Given material ::
####################

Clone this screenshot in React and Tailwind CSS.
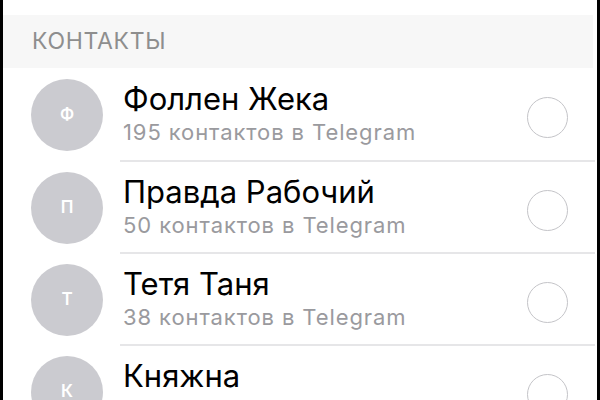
import React from 'react';

const contacts = [
  { letter: 'Ф', name: 'Фоллен Жека', count: 195, h: 'h-[94px]' },
  { letter: 'П', name: 'Правда Рабочий', count: 50, h: 'h-[92px]' },
  { letter: 'Т', name: 'Тетя Таня', count: 38, h: 'h-[92px]' },
  { letter: 'К', name: 'Княжна', count: 12, h: 'h-[92px]' },
];

const App = () => {
  return (
    <div
      className="w-[600px] h-[400px] overflow-hidden bg-white border-l-[3px] border-r-[3px] border-black"
      style={{ fontFamily: 'Inter, "Noto Sans", sans-serif' }}
    >
      <div className="h-[15px] bg-white" />
      {/* section header */}
      <div className="h-[53px] bg-[#f7f7f7] mr-[4px] flex items-center pl-[29px]">
        <span className="text-[23px] tracking-[0.7px] text-[#8e8e8e]">КОНТАКТЫ</span>
      </div>

      {contacts.map((c, i) => (
        <div key={i} className={`${c.h} flex`}>
          <div className="h-full flex items-center shrink-0">
            <div className="w-[72px] h-[72px] ml-[28px] rounded-full bg-[#cbcbd0] flex items-center justify-center">
              <span className="text-white text-[17px] font-semibold">{c.letter}</span>
            </div>
          </div>
          <div className="flex-1 h-full flex items-center ml-[17px] pl-[3px] mr-[2px] border-b-2 border-[#e6e6e8]">
            <div className="flex-1 flex flex-col pt-[2px]">
              <span className="text-[31px] leading-[34px] text-black">{c.name}</span>
              <span className="text-[22px] leading-[33px] tracking-[0.9px] text-[#9a9a9e]">{c.count} контактов в Telegram</span>
            </div>
            <div className="w-[41px] h-[41px] rounded-full border-[1.5px] border-[#c4c4c8] mr-[27px] mt-[6px]" />
          </div>
        </div>
      ))}
    </div>
  );
};

export default App;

####################

Required task :: Up to and including the line containing "import React from 'react';", repeat every line from the start of the data, but none of the pictures.

Full output ::
Clone this screenshot in React and Tailwind CSS.
import React from 'react';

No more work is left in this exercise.